-- Begin Source excerpt --
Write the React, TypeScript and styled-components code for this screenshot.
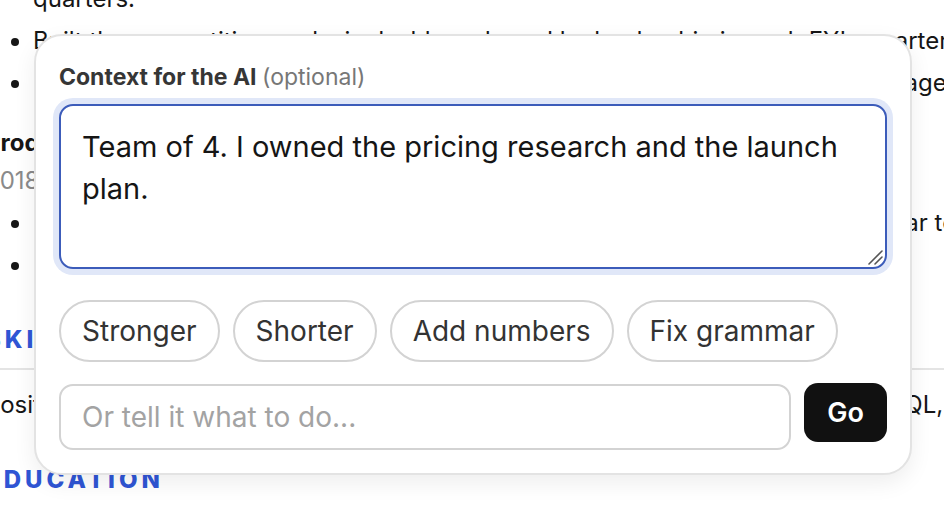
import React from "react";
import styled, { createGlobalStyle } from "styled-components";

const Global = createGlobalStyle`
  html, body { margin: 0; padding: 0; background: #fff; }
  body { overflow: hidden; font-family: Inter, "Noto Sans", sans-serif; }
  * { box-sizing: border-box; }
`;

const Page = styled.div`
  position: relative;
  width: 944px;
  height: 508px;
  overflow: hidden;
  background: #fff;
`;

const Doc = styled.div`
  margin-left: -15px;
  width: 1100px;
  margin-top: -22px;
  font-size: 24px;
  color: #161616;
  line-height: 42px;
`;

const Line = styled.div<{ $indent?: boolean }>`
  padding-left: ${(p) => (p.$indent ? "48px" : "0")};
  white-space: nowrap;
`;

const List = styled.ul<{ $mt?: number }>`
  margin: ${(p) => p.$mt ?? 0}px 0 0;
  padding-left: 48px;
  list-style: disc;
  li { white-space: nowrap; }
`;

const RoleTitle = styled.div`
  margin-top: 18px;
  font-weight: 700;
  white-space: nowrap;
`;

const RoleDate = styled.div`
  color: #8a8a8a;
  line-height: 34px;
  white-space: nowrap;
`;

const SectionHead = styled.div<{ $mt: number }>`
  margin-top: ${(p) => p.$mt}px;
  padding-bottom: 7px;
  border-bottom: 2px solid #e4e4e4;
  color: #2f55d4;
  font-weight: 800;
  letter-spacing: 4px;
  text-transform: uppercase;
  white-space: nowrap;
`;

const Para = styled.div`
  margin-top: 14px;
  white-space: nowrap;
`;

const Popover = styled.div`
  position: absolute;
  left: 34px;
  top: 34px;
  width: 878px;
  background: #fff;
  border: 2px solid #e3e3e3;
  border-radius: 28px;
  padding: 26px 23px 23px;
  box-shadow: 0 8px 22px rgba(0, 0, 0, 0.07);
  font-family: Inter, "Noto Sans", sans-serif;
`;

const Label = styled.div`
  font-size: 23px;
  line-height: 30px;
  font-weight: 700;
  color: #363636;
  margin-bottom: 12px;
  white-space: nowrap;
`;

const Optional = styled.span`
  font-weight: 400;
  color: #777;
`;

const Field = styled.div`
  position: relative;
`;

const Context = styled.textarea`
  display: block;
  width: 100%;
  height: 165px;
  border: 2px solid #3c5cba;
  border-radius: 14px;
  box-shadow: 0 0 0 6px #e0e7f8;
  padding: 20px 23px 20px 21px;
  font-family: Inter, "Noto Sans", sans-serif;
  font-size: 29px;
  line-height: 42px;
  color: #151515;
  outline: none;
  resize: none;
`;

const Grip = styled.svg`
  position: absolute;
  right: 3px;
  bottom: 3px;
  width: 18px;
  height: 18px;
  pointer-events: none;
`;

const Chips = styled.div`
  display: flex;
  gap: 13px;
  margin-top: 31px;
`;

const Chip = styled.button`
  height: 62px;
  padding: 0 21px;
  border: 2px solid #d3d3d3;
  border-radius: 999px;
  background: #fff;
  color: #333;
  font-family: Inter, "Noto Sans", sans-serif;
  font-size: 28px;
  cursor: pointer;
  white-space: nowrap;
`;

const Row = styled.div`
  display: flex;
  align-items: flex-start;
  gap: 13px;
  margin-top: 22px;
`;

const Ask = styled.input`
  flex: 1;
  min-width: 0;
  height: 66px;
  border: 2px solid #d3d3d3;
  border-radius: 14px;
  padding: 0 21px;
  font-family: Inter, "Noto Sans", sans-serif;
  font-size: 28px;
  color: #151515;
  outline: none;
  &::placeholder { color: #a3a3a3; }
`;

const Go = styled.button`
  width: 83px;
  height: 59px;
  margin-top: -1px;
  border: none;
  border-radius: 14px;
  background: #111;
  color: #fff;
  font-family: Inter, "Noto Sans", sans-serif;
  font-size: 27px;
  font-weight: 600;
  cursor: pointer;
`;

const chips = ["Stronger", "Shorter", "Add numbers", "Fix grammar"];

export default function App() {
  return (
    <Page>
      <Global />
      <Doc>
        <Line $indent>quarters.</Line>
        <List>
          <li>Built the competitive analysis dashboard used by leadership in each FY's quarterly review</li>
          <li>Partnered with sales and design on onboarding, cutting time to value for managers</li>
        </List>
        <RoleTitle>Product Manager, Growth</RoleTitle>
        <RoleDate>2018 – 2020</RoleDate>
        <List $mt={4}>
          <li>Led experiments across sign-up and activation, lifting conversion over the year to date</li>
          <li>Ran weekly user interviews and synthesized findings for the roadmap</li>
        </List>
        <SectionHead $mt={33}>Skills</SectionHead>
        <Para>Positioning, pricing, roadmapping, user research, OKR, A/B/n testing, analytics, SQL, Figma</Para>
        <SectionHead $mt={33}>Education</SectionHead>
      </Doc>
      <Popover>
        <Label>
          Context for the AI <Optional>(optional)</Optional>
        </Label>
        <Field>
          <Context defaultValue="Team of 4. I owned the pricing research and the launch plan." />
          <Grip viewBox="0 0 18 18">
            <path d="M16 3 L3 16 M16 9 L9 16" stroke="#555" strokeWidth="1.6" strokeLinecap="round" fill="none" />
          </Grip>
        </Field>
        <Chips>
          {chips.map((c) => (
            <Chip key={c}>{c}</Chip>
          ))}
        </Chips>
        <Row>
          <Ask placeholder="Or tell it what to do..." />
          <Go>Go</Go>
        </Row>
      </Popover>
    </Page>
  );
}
-- End Source excerpt --
## Task to carry out
Looking at the material above, count the lines containing the string "components" and reply with the count alone.

## Answer to this problem
2